Moving to secure a prosperous future, but at a price

Discount retailing

November 14, 1997|By Kevin L. McQuaid | Kevin L. McQuaid,SUN STAFF

Prime Retail Inc. yesterday took a major step toward becoming the nation's largest factory outlet mall owner with a $906 million purchase of a Michigan company, a deal likely to brace the Baltimore-based developer against competition and an anticipated leveling off of the discount retail industry.

The real estate investment trust's planned acquisition of the Horizon Group Inc. will add 20 retail centers to Prime Retail's portfolio -- including projects in Perryville and Queenstown -- and nearly double the size of its outlet mall portfolio.

The combined company will control 43 outlet malls containing nearly 12 million square feet in 25 states, and make Prime Retail one of the nation's 25 largest publicly held real estate companies, based on its $2.2 billion total market capitalization, which is defined as total debt plus equity.

The Prime Retail/Horizon deal also marks one of the largest mergers between publicly traded commercial real estate companies since March 1996, when mall giants Simon Property Group Inc. and the DeBartolo Realty Corp. merged in a $1.5 billion stock swap.

"The industry we're in is consolidating and, as such, the remaining players will be and will have to be stronger to survive and prosper," said Abraham Rosenthal, Prime Retail's chief executive officer. "Our combined company will have among the best centers in the country and the best tenants, which makes for a strong company and creates a platform for future growth."

The deal, scheduled to close in the first three months of 1998, is expected to boost Prime Retail's operating earnings by 10 percent in the coming year, and raise its average sales per square foot to $246, 8 percent above Prime Retail's current level.

"This transaction makes Prime Retail the leading outlet center developer in the world," said Mark Millman, president of the Millman Search Group, a Towson retail consulting company. "The outlet industry is changing dramatically; it's leveling off somewhat, but this gives them clout and credibility.

"This gives them the opportunity to grow and get into new types of developments. It also will make it harder for others to now enter the business.

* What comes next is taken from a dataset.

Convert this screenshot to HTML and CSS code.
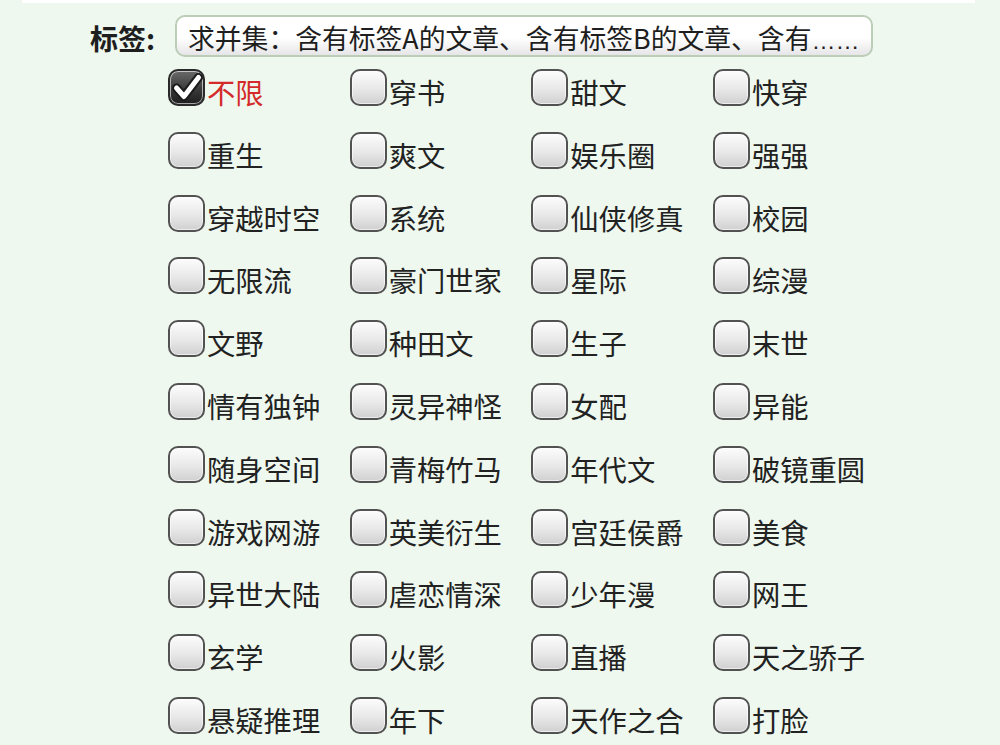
FILE: index.html
```html
<!DOCTYPE html>
<html lang="zh">
<head>
<meta charset="utf-8">
<link rel="stylesheet" href="styles.css">
</head>
<body>
<div class="topband"></div>
<div class="page">
  <div class="header">
    <span class="label">标签:</span>
    <div class="desc">求并集：含有标签A的文章、含有标签B的文章、含有<span class="ell">……</span></div>
  </div>
  <div class="grid">
    <label class="item checked"><span class="box"><svg viewBox="0 0 36 36" width="36" height="36"><path d="M7.5 18 L15 26.5 L29.5 7.5" fill="none" stroke="#1a1a1a" stroke-width="9" stroke-linecap="round" stroke-linejoin="round"/><path d="M7.5 18 L15 26.5 L29.5 7.5" fill="none" stroke="#fff" stroke-width="5" stroke-linecap="round" stroke-linejoin="round"/></svg></span><span class="txt red">不限</span></label>
    <label class="item"><span class="box"></span><span class="txt">穿书</span></label>
    <label class="item"><span class="box"></span><span class="txt">甜文</span></label>
    <label class="item"><span class="box"></span><span class="txt">快穿</span></label>

    <label class="item"><span class="box"></span><span class="txt">重生</span></label>
    <label class="item"><span class="box"></span><span class="txt">爽文</span></label>
    <label class="item"><span class="box"></span><span class="txt">娱乐圈</span></label>
    <label class="item"><span class="box"></span><span class="txt">强强</span></label>

    <label class="item"><span class="box"></span><span class="txt">穿越时空</span></label>
    <label class="item"><span class="box"></span><span class="txt">系统</span></label>
    <label class="item"><span class="box"></span><span class="txt">仙侠修真</span></label>
    <label class="item"><span class="box"></span><span class="txt">校园</span></label>

    <label class="item"><span class="box"></span><span class="txt">无限流</span></label>
    <label class="item"><span class="box"></span><span class="txt">豪门世家</span></label>
    <label class="item"><span class="box"></span><span class="txt">星际</span></label>
    <label class="item"><span class="box"></span><span class="txt">综漫</span></label>

    <label class="item"><span class="box"></span><span class="txt">文野</span></label>
    <label class="item"><span class="box"></span><span class="txt">种田文</span></label>
    <label class="item"><span class="box"></span><span class="txt">生子</span></label>
    <label class="item"><span class="box"></span><span class="txt">末世</span></label>

    <label class="item"><span class="box"></span><span class="txt">情有独钟</span></label>
    <label class="item"><span class="box"></span><span class="txt">灵异神怪</span></label>
    <label class="item"><span class="box"></span><span class="txt">女配</span></label>
    <label class="item"><span class="box"></span><span class="txt">异能</span></label>

    <label class="item"><span class="box"></span><span class="txt">随身空间</span></label>
    <label class="item"><span class="box"></span><span class="txt">青梅竹马</span></label>
    <label class="item"><span class="box"></span><span class="txt">年代文</span></label>
    <label class="item"><span class="box"></span><span class="txt">破镜重圆</span></label>

    <label class="item"><span class="box"></span><span class="txt">游戏网游</span></label>
    <label class="item"><span class="box"></span><span class="txt">英美衍生</span></label>
    <label class="item"><span class="box"></span><span class="txt">宫廷侯爵</span></label>
    <label class="item"><span class="box"></span><span class="txt">美食</span></label>

    <label class="item"><span class="box"></span><span class="txt">异世大陆</span></label>
    <label class="item"><span class="box"></span><span class="txt">虐恋情深</span></label>
    <label class="item"><span class="box"></span><span class="txt">少年漫</span></label>
    <label class="item"><span class="box"></span><span class="txt">网王</span></label>

    <label class="item"><span class="box"></span><span class="txt">玄学</span></label>
    <label class="item"><span class="box"></span><span class="txt">火影</span></label>
    <label class="item"><span class="box"></span><span class="txt">直播</span></label>
    <label class="item"><span class="box"></span><span class="txt">天之骄子</span></label>

    <label class="item"><span class="box"></span><span class="txt">悬疑推理</span></label>
    <label class="item"><span class="box"></span><span class="txt">年下</span></label>
    <label class="item"><span class="box"></span><span class="txt">天作之合</span></label>
    <label class="item"><span class="box"></span><span class="txt">打脸</span></label>
  </div>
</div>
</body>
</html>
```

FILE: styles.css
```css
html, body {
  margin: 0;
  padding: 0;
  background: #eef8ee;
  width: 1000px;
  height: 745px;
  overflow: hidden;
  font-family: "Noto Sans CJK SC", "Noto Sans", sans-serif;
  color: #222;
}

.topband {
  height: 3px;
  margin: 0 25px 0 22px;
  background: #ffffff;
}

.page {
  padding: 12px 0 0 90px;
}

.header {
  display: flex;
  align-items: center;
  height: 42px;
}

.label {
  font-size: 28px;
  font-weight: bold;
  width: 85px;
  line-height: 42px;
  padding-top: 3px;
  color: #1e1e1e;
}

.desc {
  box-sizing: border-box;
  width: 698px;
  height: 42px;
  border: 2px solid #bccdb8;
  border-radius: 10px;
  background: linear-gradient(#ffffff 0%, #ffffff 55%, #e6e6e8 100%);
  font-size: 26.8px;
  line-height: 38px;
  padding: 2px 0 0 11px;
  white-space: nowrap;
  overflow: hidden;
  color: #1e1e1e;
}

.ell {
  font-family: "Liberation Sans", sans-serif;
  font-size: 24px;
}

.grid {
  display: grid;
  grid-template-columns: repeat(4, 181.67px);
  grid-auto-rows: 37px;
  row-gap: 25.8px;
  margin: 12px 0 0 78px;
}

.item {
  display: flex;
  align-items: flex-start;
  height: 37px;
}

.box {
  box-sizing: border-box;
  width: 37px;
  height: 37px;
  flex: none;
  border: 2.5px solid #525252;
  border-radius: 10px;
  background: linear-gradient(#fcfcfc 0%, #e8e8e8 55%, #d0d0d0 100%);
  box-shadow: inset 0 0 0 1px rgba(255,255,255,0.6);
  position: relative;
}

.checked .box {
  background: linear-gradient(#6a6a6a 0%, #3a3a3a 55%, #1e1e1e 100%);
  border-color: #2a2a2a;
}

.checked .box svg {
  position: absolute;
  left: -1px;
  top: -1px;
}

.txt {
  font-size: 28.3px;
  line-height: 37px;
  margin: 4px 0 0 2px;
  white-space: nowrap;
  color: #222;
}

.txt.red {
  color: #d42a2a;
}
```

This makes them a force to be reckoned with, the undisputed industry leader."

But swallowing Horizon won't come without a price.

As part of the deal, Prime Retail will assume $540 million in Horizon debt, liabilities that will push its total leverage to more than $1 billion. Rosenthal said the figure isn't a concern, though, and that Prime Retail's operating income will be twice the amount necessary to cover the debt level.

For Horizon, the Prime Retail acquisition is likely to mean the difference between life and death. In the past year, Horizon had been hurt by top management defections and under-performing projects. Three of Horizon's top officers are slated to join Prime Retail's board upon completion of the deal.

"Horizon was a busted-up, imploding REIT that had a lot of troubled assets," said David M. Fick, a vice president and senior financial analyst at Legg Mason Wood Walker Inc., who tracks Prime Retail.

"So this will be good for Horizon shareholders, and it will be good for Prime in that it will increase their earnings significantly and increase what they can do with the assets they have going forward," Fick said.

Some of Horizon's properties are so lowly regarded, in fact, that 17 of them will not be folded into Prime Retail, but rather transferred into a new company, called Horizon/Glen Outlet Center Ltd. Partnership.

In turn, Prime Retail will shift three of its projects to Horizon/Glen. Rosenthal said the shifts were occurring because the excluded properties would have required too much time and attention.